Step Three: Connect with Legislators

The size of your network is not as important as the credibility of the volunteers you have engaged. If they know the right legislators – or more important, if the legislators get to know them – you can get some attention and get things moving. I’ve seen an advocacy network with 12 volunteers get legislation passed and networks with thousands of volunteers flounder. The difference was simple: the smaller network was made up of highly motivated, engaged volunteers with connections to legislators.

Advocacy groups can build their credibility with legislators by providing needed information about an issue, making sure the legislator’s staff are fully informed on the issue in question, and scheduling a series of brief meetings with each legislator whose voting record indicates they might be sympathetic to your cause.

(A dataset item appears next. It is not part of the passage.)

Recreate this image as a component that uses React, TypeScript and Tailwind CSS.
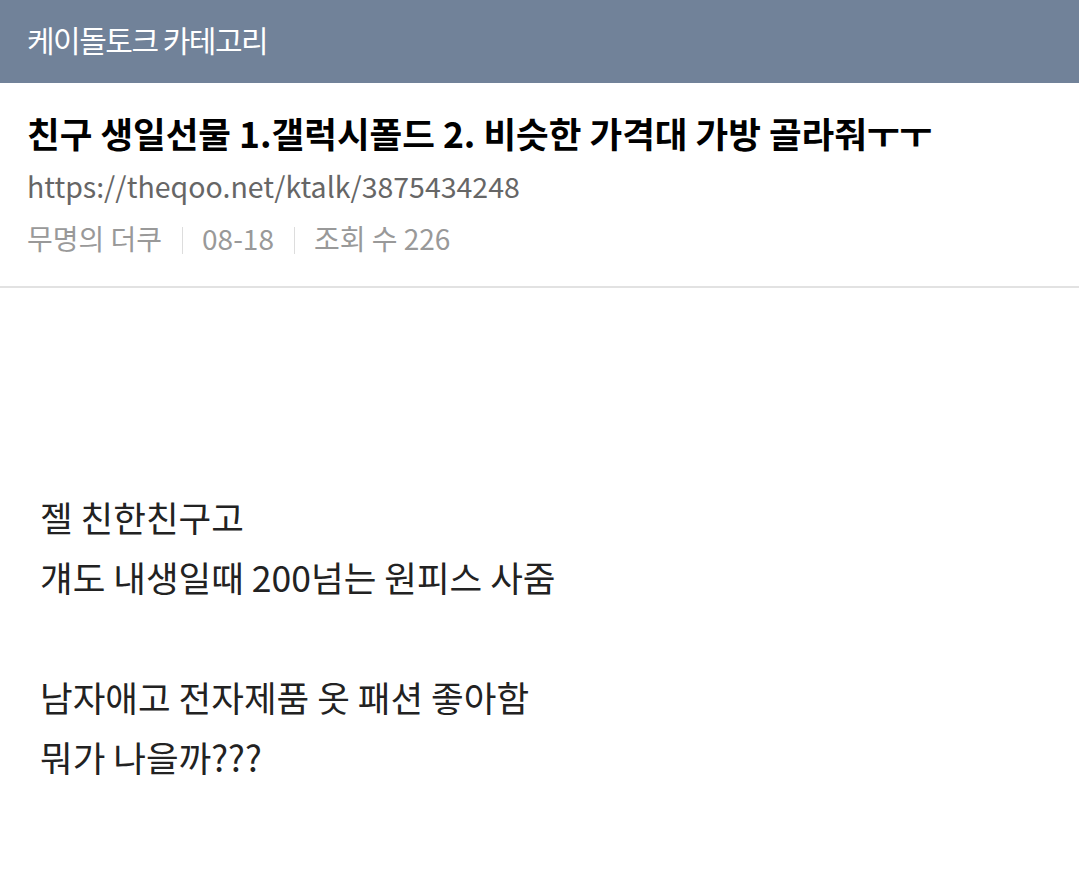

Don’t repeat the mistakes of many large grassroots advocacy organizations that have over-emphasized email advocacy. These organizations urge their volunteers to use Web-based advocacy to send personalized letters or emails to their elected representative with a few computer clicks. Email campaigns have a place in today’s political process, but their usefulness is increasingly limited – especially as far as Congress is concerned. Congressional staff report that they believe much of the email they receive from advocacy groups is not written by the person who sent it. Some members began requiring email correspondents to solve a simple math problem in order for their emails to get through. The idea was to ensure that the emails were coming from actual people, not mass-mailing computers of the kind often used by interest groups.

Email advocacy has a place in grassroots activism – as long as it is part of a plan that includes personalized, customized communications between constituents and lawmakers. Even in today’s digital democracy, any credible, experienced grassroots activist will tell you that a good campaign culminates with an old-fashioned lobbying technique – face-to-face meetings with legislators and their staffers. Too often, grassroots organizers have spent too much time organizing their online volunteers and not enough time engaging them personally. Make sure your volunteers understand that meeting with staff is the norm and where much of the action takes place.